The balance of power may be shifting

That redistribution angle is what bulls on the mining side find attractive. For years, large listed miners consolidated a growing share of network hashrate, squeezing smaller operators with cheaper financing, fleet scale, and treasury flexibility. If companies like MARA, Bitdeer, and Riot increasingly treat AI as a higher-return use of power and data center capacity, that concentration could ease. [5]
Analyst commentary cited in recent coverage frames this as a healthier market structure, not because lower hashrate is inherently good, but because less dominance by a handful of public firms can improve profitability for those left behind. Barefoot Mining CEO Bob Burnett made that case directly, arguing the ecosystem becomes better balanced when less hash sits under the control of large public miners. [6]
There is a tradeoff, of course. Lower hashrate can mean lower network security at the margin, because Bitcoin becomes less expensive to attack in raw computational terms. But that concern looks more theoretical than immediate unless a broad, sustained exodus meaningfully dents total hash power. So far, the bigger effect appears economic, not existential.

Energy costs could amplify the effect

There is also a macro wrinkle, because of course there is. Analysts say any prolonged disruption around the Strait of Hormuz could push energy prices higher into April, hitting miners with oil-linked or otherwise exposed power costs. That would pressure operators without stable electricity contracts and could force more inefficient hashrate offline.

For miners with long-term power purchase agreements, or PPAs, that setup could be unusually favorable. If weaker competitors face rising energy costs while public firms shift capacity to AI, smaller efficient miners may see one of the better margin windows since the 2021 China mining ban reshaped the industry.

That does not mean every surviving miner wins. Operators still need efficient fleets, disciplined treasury management, and affordable power. "Less competition" is helpful, but not if your own machines are old and your debt stack is ugly.

Distress has eased, but not disappeared

Recent on-chain and miner-cycle indicators suggest the worst of the latest miner stress episode has moderated. Hash Ribbon data, commonly used to track miner capitulation and recovery, showed distress easing earlier in March.
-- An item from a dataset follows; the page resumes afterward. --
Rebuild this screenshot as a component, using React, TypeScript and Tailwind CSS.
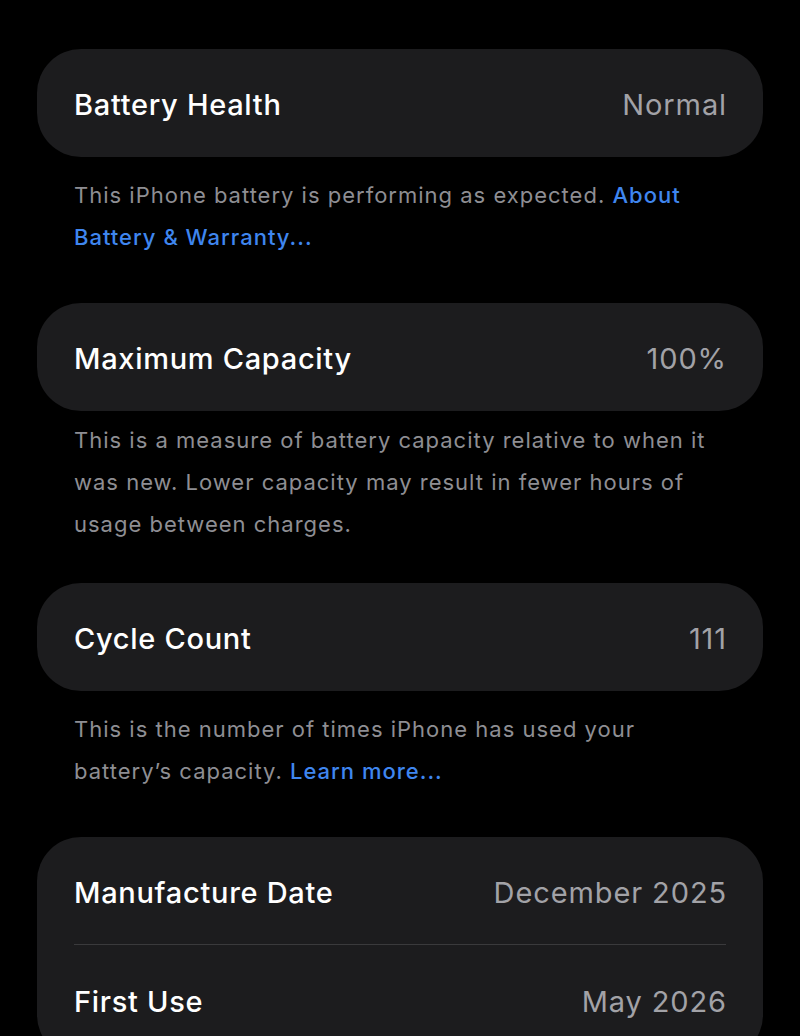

That has likely reduced forced selling pressure from miners and helped support Bitcoin's rebound this month.
Still, the relief looks conditional. If BTC slides back below roughly $65,000, analysts warn that mining stress could return quickly. That would raise the odds of additional treasury sales from miners already operating close to break-even, which could weigh on price again. MARA's own sale may be strategic debt management, but across the sector, selling BTC to shore up liquidity is rarely a sign of total comfort. [7]

What to watch next

The near-term read-through is practical. Watch Bitcoin network difficulty over the next few adjustment periods, not just MARA headlines. If difficulty growth stalls or declines while AI buildouts accelerate, that is the clearest sign remaining miners are getting some breathing room.

Power markets matter too. Any sustained rise in energy prices will separate miners with locked-in power from those exposed to spot volatility. And watch BTC around the $65,000 area, where margin compression could bring distress back into the picture.

MARA's AI pivot does not make Bitcoin mining "easy" again. It just means the biggest players may be choosing a different game, and the miners still standing could collect the difference. As everyone definitely predicted.